How Do AI Image Generators Work? The Answer Will Surprise You!

Type any prompt you can think of into an AI image generator, and you’ll get a high-quality, completely original graphic back in just a few seconds–but how does it all work, and what happens behind the scenes when you’re sitting back and waiting for the results?

In this post, we’ll explain how AI image creation tools work, why their training is so important, and how a neural network can interpret your input text and transform it into a detailed, complex image in any style of your choosing. 

The Basics of AI Image Generators

Let’s start with a recap of what an AI art generation model does. In short, these tools allow users to select any phrase, description, style, object, or landscape and enter their text string or sentence into the platform. The AI takes that input away, evaluates what the user is asking for, and scours its knowledge bank to determine the right graphic.

This process works much the same way if you’re looking into how to AI upscale image files. AI models process your original graphic and guess what needs to go in each missing pixel to bring the image up to a higher resolution.

The training phase is crucial because this provides the AI with the raw data–in vast volumes–that it needs to grasp what a castle, dog, pen, or pair of sunglasses are, the multiple variations they may have, and how one object or background should look in relation to another. Text-to-image AI models also come in various different types as the functionality of AI (and our understanding of how to use it) evolve.

The first image generators used generative adversarial networks, or GANs, which means two neural networks operate concurrently, one producing images and the other judging the accuracy of the output. The ‘discriminating’ network would attempt to differentiate between AI-generated and real graphics, whereas the ‘generating’ network would create graphics from random noise.

Each network is trained simultaneously through adversarial training, during which the generator’s task is to convince the discriminator that the data it produces is real. However, newer diffusion models are now the leading form of AI leveraged to produce high-quality images.

Diffusion AI Models in Text-to-Image Generators

Diffusion models work very differently from GANs and are trained in literally billions of images; each one is captioned to describe what is being depicted. The AI model extracts contextual knowledge about how words are linked to images and how different styles of artwork compare.

Once trained, a diffusion AI model can process a text input and begins by developing a basic, low-res graphic. From there, it adds extra details one layer at a time before producing the final image. Of course, all of this happens in a fraction of the time it would take a person to undertake the same process!

The interesting aspect is that a diffusion model isn’t copying an existing graphic or taking pre-existing components of images it has been trained on. Instead, it develops every element of the image from scratch, using that earlier training to inform the AI’s understanding of what each word in your text input means.

For example, if you ask for the colour blue, a teddy bear, rainy weather, a cute narwhal, or a countryside landscape, the AI will determine what you would like your graphic to look like based on its knowledge of what each of those things means.

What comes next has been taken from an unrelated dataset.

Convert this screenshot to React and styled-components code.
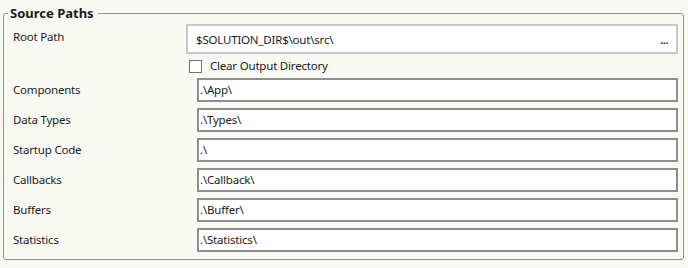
import React from "react";
import styled, { createGlobalStyle } from "styled-components";

const GlobalStyle = createGlobalStyle`
  html, body {
    margin: 0;
    padding: 0;
    background: #f9f9f4;
  }
  body {
    font-family: "Noto Sans", "Open Sans", sans-serif;
    font-size: 11.5px;
    letter-spacing: -0.2px;
    color: #1b1b1b;
  }
`;

const Page = styled.div`
  padding: 5px 4px 0 3px;
  width: 688px;
  box-sizing: border-box;
`;

const GroupBox = styled.fieldset`
  margin: 0;
  padding: 3px 5px 7px 9px;
  border: 1px solid #8f8f8f;
  border-radius: 3px;
  min-width: 0;

  legend {
    font-size: 13px;
    font-weight: 700;
    letter-spacing: 0;
    padding: 0 4px 0 2px;
    margin-left: -5px;
    line-height: 16px;
  }
`;

const Form = styled.div`
  display: grid;
  grid-template-columns: 173px 1fr;
  row-gap: 6px;
  align-items: center;
`;

const Label = styled.div`
  align-self: ${(p) => (p.$top ? "start" : "center")};
  padding-top: ${(p) => p.$top || 0}px;
  margin-top: ${(p) => (p.$top ? 0 : -1)}px;
  line-height: 16px;
`;

const Field = styled.div`
  display: flex;
  align-items: baseline;
  justify-content: space-between;
  box-sizing: border-box;
  height: ${(p) => (p.$root ? 30 : 24)}px;
  margin-left: ${(p) => (p.$root ? 0 : 11)}px;
  padding: ${(p) => (p.$root ? "6px 8px 0 8px" : "2px 2px 0 1px")};
  background: #ffffff;
  border: 2px solid ${(p) => (p.$root ? "#c9c9c9" : "#8e8e8e")};
  line-height: 16px;
  white-space: nowrap;
  overflow: hidden;
`;

const Ellipsis = styled.span`
  font-size: 11px;
  letter-spacing: -0.5px;
  font-weight: 700;
  color: #333;
`;

const CheckRow = styled.label`
  grid-column: 2;
  display: flex;
  align-items: center;
  gap: 8px;
  height: 16px;
  margin: -2px 0 -2px 3px;
  line-height: 16px;
`;

const Box = styled.span`
  width: 11px;
  height: 11px;
  border: 1px solid #727272;
  background: #ffffff;
`;

const rows = [
  ["Components", ".\\App\\"],
  ["Data Types", ".\\Types\\"],
  ["Startup Code", ".\\"],
  ["Callbacks", ".\\Callback\\"],
  ["Buffers", ".\\Buffer\\"],
  ["Statistics", ".\\Statistics\\"],
];

export default function App() {
  return (
    <Page>
      <GlobalStyle />
      <GroupBox>
        <legend>Source Paths</legend>
        <Form>
          <Label $top={5}>Root Path</Label>
          <Field $root>
            <span>$SOLUTION_DIR$\out\src\</span>
            <Ellipsis>...</Ellipsis>
          </Field>
          <CheckRow>
            <Box />
            Clear Output Directory
          </CheckRow>
          {rows.map(([label, value]) => (
            <React.Fragment key={label}>
              <Label>{label}</Label>
              <Field>{value}</Field>
            </React.Fragment>
          ))}
        </Form>
      </GroupBox>
    </Page>
  );
}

The Advantages of Using Diffusion Model AI Image Generators

Diffusion-based AI generators are more advanced than previous models because they are easier to train and can produce realistic and photorealistic graphics, while the user can control the outputs with more detailed and exact text prompts. In the same way that a person will consider their knowledge of any object to sketch it, the AI can access its data banks to incorporate as many instructions as you wish to provide, from the style and theme of the graphic to the objects, people, landscapes and buildings within it.

For example, you could instruct the text-to-image generator to develop an image in the style of a watercolour painting, a fine art illustration, a professional photograph, or a picture painted onto canvas, and it could accurately recognise what this style looks like and what makes it different from the countless other options.